Luis suspiró aliviado, al ver que no era cierta su visión de cientos de miles de seres escaldados vivos por culpa de un Luis Wu que quiso jugar a ser Dios. Con la voz ahogada todavía por la angustia, preguntó:
—Dímelo tú. A ese otro lado desagua el río. ¿Podéis resistir mucho calor?
—Bastante. Comeremos mejor, ya que los peces van hacia las aguas calientes. Pero habría sido más educado preguntar, antes de ponerse a destruir parte de una vivienda ajena. ¿Por qué hacéis eso?

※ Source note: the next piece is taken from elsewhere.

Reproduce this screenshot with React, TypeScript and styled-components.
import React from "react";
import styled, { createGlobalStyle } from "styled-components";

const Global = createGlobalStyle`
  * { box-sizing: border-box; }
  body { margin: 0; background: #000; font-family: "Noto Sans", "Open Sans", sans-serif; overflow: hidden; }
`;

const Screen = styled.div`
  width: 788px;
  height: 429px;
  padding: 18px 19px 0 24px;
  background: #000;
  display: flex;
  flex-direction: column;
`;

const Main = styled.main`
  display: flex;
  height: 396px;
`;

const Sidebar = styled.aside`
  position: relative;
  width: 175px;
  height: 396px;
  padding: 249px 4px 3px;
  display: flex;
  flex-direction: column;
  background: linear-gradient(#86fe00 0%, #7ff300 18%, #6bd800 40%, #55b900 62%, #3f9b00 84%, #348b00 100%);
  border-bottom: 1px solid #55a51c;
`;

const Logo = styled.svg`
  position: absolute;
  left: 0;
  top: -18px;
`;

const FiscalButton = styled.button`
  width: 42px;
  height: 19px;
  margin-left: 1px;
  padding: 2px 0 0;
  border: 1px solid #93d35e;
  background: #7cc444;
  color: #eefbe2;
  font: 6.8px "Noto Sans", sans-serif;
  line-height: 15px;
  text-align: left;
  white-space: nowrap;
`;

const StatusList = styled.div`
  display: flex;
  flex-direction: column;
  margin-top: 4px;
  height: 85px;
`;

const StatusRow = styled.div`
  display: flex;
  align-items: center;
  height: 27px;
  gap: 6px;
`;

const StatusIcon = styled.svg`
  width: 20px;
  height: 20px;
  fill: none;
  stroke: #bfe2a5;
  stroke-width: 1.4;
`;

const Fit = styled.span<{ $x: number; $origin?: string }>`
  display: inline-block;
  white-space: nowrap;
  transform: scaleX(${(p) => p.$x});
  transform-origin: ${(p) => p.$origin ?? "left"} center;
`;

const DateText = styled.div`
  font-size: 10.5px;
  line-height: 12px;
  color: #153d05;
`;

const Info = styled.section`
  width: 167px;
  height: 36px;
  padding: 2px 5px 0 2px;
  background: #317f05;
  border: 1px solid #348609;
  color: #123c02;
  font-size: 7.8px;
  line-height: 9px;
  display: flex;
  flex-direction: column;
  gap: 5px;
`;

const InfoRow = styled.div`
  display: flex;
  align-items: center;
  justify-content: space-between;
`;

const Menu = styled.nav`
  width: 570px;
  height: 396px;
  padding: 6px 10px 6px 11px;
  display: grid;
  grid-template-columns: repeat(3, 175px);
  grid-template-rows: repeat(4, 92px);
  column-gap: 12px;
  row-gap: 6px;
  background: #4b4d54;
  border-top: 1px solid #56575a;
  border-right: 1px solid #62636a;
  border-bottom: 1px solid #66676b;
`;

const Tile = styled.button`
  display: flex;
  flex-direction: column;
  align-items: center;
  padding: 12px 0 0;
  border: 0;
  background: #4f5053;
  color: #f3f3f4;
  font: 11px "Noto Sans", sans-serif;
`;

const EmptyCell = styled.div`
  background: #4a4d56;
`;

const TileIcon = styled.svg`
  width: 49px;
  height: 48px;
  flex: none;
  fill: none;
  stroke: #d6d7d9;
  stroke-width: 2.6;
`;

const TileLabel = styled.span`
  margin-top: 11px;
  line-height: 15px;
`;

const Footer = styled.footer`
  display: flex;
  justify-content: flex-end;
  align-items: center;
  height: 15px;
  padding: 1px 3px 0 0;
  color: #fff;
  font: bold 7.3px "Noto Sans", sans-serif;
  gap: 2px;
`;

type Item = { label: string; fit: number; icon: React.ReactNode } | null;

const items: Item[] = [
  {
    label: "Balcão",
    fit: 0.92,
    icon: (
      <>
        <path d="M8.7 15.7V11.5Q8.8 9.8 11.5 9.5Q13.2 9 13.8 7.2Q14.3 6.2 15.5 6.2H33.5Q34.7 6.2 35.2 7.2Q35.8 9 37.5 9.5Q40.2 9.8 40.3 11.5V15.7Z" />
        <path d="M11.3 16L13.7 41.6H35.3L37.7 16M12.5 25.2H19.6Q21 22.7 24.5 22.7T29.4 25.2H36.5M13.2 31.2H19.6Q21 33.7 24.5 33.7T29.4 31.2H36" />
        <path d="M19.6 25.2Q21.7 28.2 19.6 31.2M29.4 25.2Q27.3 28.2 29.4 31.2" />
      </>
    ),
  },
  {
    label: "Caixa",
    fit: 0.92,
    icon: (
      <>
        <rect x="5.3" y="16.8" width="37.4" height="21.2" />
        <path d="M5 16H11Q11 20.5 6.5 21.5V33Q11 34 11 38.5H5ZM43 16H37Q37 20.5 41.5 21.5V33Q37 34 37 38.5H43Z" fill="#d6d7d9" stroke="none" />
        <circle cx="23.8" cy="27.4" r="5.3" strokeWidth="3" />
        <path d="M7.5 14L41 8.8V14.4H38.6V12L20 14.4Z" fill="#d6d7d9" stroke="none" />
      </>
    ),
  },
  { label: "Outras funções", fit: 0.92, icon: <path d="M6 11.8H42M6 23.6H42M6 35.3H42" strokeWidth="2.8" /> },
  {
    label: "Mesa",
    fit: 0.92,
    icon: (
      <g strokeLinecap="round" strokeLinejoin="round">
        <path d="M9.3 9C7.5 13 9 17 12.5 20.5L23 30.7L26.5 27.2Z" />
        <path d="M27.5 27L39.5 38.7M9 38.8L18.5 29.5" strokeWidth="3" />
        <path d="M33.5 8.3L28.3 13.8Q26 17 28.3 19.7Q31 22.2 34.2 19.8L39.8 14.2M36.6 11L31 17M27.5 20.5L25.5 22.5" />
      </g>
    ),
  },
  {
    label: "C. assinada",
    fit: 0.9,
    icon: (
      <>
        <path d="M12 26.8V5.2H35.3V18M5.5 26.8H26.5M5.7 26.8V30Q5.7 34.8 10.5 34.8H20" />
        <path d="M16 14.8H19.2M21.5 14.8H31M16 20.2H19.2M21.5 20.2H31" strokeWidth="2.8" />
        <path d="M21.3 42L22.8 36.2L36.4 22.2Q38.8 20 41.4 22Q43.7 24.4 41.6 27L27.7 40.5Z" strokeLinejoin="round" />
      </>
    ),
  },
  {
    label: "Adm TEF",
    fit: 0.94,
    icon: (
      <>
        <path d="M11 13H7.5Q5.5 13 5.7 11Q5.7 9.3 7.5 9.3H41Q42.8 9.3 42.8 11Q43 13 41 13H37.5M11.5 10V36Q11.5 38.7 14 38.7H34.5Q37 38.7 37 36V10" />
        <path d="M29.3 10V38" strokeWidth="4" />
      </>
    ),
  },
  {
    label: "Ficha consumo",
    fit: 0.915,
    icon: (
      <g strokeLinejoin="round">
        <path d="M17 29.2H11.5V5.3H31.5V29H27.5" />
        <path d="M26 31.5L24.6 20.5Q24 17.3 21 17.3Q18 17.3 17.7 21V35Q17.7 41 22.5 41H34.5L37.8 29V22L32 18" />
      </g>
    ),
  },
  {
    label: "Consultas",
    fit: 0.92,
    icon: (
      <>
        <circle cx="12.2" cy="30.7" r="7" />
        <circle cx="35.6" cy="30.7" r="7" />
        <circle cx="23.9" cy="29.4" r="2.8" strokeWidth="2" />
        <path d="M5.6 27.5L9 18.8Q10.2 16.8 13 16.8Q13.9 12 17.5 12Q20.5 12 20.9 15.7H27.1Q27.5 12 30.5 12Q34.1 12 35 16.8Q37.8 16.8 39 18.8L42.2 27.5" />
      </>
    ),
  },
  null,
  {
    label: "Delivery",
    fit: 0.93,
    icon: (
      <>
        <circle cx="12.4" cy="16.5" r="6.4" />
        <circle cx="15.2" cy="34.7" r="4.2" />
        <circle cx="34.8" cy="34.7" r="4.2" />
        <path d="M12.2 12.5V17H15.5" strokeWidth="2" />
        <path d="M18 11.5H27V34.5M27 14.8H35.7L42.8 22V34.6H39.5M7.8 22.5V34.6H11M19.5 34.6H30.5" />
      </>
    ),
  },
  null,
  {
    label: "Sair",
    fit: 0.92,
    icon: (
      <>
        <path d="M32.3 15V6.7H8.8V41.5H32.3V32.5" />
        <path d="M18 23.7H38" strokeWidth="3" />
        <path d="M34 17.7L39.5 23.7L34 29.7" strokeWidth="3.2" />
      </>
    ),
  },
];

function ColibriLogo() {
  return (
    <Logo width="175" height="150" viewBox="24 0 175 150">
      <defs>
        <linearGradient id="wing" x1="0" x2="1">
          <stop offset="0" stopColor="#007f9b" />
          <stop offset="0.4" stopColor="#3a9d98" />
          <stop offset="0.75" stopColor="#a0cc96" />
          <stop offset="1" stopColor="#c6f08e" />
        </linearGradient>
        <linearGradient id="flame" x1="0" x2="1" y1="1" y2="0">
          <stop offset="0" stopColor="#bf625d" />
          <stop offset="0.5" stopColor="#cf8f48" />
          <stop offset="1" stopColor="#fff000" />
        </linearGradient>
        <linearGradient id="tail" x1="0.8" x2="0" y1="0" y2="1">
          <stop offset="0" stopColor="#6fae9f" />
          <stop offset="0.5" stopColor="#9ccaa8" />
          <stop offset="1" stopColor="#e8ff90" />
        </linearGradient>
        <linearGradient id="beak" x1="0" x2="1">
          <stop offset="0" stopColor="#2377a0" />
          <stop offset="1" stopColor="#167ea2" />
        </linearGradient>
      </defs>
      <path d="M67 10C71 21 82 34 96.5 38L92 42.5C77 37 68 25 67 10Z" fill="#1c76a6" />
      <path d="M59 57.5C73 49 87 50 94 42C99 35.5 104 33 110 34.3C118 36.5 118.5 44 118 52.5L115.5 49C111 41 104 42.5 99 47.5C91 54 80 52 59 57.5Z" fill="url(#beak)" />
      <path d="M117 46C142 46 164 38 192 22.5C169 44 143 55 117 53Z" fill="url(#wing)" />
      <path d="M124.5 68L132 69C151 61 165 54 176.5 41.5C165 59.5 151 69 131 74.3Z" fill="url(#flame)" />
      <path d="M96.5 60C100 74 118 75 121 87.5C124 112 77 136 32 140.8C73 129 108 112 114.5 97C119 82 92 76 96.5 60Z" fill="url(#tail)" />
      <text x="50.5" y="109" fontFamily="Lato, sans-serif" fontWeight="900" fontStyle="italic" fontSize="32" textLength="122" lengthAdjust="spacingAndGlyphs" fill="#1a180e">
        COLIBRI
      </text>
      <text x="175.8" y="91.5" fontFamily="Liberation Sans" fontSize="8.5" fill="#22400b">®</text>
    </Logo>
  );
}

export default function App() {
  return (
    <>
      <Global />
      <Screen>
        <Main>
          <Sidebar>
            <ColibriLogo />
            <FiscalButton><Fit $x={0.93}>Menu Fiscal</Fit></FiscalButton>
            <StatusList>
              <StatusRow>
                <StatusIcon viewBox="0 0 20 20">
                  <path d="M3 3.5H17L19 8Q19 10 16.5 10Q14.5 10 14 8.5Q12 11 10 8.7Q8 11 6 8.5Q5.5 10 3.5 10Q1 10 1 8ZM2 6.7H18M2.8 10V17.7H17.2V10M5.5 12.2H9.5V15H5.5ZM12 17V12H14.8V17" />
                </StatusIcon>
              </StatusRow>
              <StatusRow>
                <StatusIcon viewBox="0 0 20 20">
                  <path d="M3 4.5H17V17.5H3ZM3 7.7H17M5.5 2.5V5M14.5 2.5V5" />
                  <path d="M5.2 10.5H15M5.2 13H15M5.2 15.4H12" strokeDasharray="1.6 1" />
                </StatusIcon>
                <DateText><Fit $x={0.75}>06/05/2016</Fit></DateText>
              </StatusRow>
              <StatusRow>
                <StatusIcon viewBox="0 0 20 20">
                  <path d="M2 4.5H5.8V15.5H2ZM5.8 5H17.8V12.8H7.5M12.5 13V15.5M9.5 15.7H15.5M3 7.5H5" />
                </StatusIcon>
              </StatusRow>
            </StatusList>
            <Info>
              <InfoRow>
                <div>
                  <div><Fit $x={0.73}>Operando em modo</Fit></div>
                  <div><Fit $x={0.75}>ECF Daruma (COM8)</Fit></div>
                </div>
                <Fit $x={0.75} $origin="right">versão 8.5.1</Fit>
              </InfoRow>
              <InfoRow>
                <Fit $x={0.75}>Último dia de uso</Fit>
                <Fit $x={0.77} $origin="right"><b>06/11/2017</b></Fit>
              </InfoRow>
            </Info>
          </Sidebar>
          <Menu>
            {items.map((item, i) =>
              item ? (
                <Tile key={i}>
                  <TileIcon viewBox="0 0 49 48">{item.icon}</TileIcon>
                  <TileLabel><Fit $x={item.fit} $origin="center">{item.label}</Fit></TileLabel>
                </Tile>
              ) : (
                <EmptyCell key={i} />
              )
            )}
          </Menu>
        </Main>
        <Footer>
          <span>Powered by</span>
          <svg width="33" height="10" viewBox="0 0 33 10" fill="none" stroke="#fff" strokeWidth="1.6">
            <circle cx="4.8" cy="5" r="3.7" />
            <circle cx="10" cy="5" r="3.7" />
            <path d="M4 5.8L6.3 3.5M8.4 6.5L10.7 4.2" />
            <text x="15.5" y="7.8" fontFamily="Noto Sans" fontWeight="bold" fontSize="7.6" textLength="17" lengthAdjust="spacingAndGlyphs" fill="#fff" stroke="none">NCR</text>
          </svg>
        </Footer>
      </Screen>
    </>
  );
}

—Para exterminar las plantas de fuego.
El anfibio lo meditó.
—Bien. Si desaparecen las plantas de fuego podremos enviar un mensajero aguas arriba, hacia el lago del Hijo de Fuboobish. Deben de creernos extinguidos.
Y añadió:
—Ruego disculpas por haber olvidado las leyes de la hospitalidad. Aceptamos hacer rishathra siempre y cuando declaréis vuestro sexo y si podéis funcionar debajo del agua.

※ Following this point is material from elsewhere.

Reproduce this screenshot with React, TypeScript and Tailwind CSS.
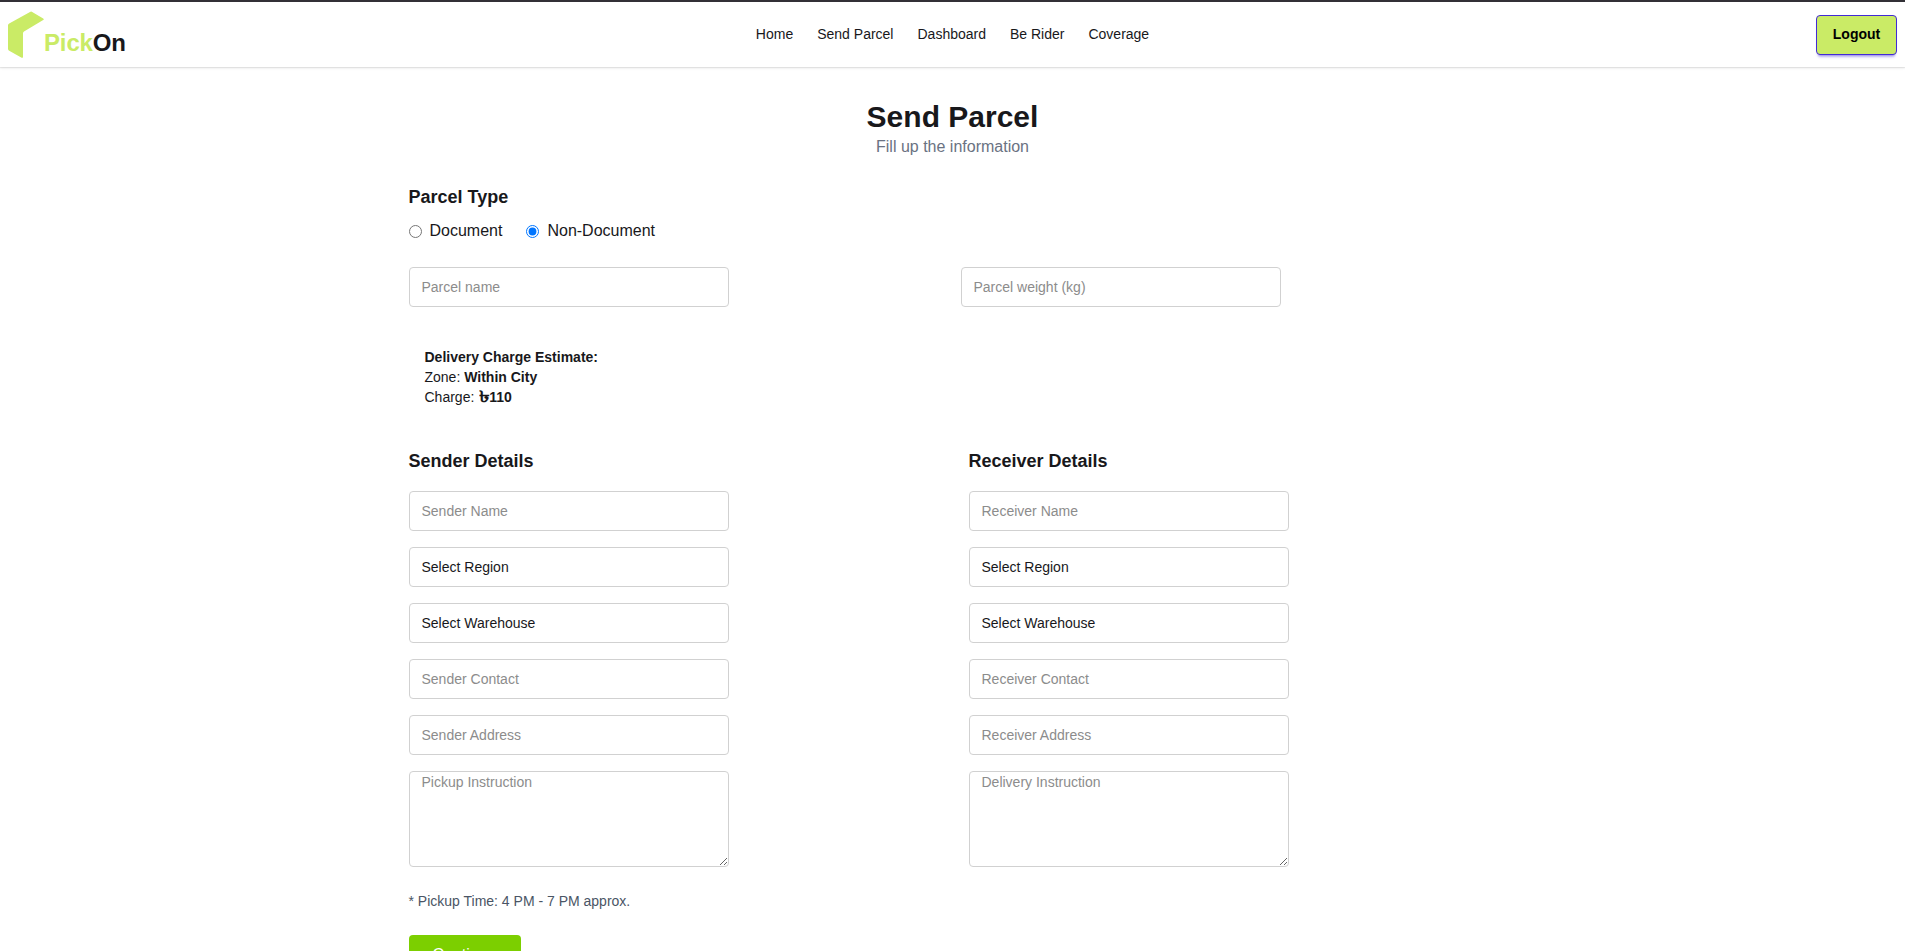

Pasó un rato antes de que Luis recobrara la voz.
—Entre nosotros nadie se acopla en el agua.
—No es muy corriente —contestó el anfibio, sin dar ninguna muestra de contrariedad.
—¿Cómo llegasteis aquí?
—Estábamos explorando aguas abajo, y la corriente nos arrastró hasta el territorio de las plantas de fuego. No se podía salir a la orilla, y dejamos que el río nos condujese hasta este lago, al que he llamado el Mar de Tuppugop, que es el nombre de este servidor. No es mal lugar, aunque hay que precaverse de la plantas incendiarias. ¿De veras creéis que podréis matarlas con la niebla?
—Creo que sí.
—He de evacuar a los míos —dijo el anfibio.
Y desapareció en medio de un chapoteo.
—Creí que ibas a fulminarle por su descaro —dijo Chmeee mirando al techo.
—Estamos en su casa —replicó Luis, y cerró el intercomunicador.
Empezaba a sentirse harto de aquel juego. ¡Estaban hirviendo el hábitat de otros, y ni siquiera poseían la certeza de que fuese a servir para algo!, pensó. Necesitaba el contactor. Ninguna otra cosa le servía, excepto la felicidad vegetativa de la corriente al pasar por los centros de placer del cerebro; ninguna otra cosa podía frenar la rabia ciega que le hacía aporrear los brazos del asiento y lanzar gruñidos de fiera, con los ojos cerrados.
Pero el tiempo, que todo lo cura, hizo que al final, transcurridas algunas horas, volviese a abrirlos.
En aquellos momentos, ya no se veía ni el hilo negro ni el agua en ebullición. Todo estaba envuelto en un inmenso banco de niebla que derivaba hacia el sentido del giro, que se volvía incandescente al llegar a la costa, y que desaparecía unos diez kilómetros tierra adentro. Más allá, se distinguía sólo el resplandor de los girasoles… y dos líneas paralelas en el horizonte.
Una recta blanca arriba, otra negra abajo, sobre unos cincuenta grados de horizonte.
Ocurre que el vapor de agua no se limita a desaparecer. Al recalentarlo había subido, volviendo a condensarse en la estratosfera. La línea blanca era el límite inferior de las nubes, atacado por los girasoles; la línea negra era la sombra que cubría ya una extensión inmensa del campo de girasoles. Para que ambas pareciesen tan próximas era preciso que el frente se extendiese hasta unos mil o mil quinientos kilómetros de distancia en todos los sentidos. Y crecía… con una lentitud exasperante, pero crecía.
En la estratosfera, el aire sería forzado a desplazarse hacia la periferia de la región de los girasoles; parte de la nube se condensaría en forma de lluvia, pero el resto del vapor de agua, mezclado con la nueva aportación del lago hirviente, circularía hacia el interior.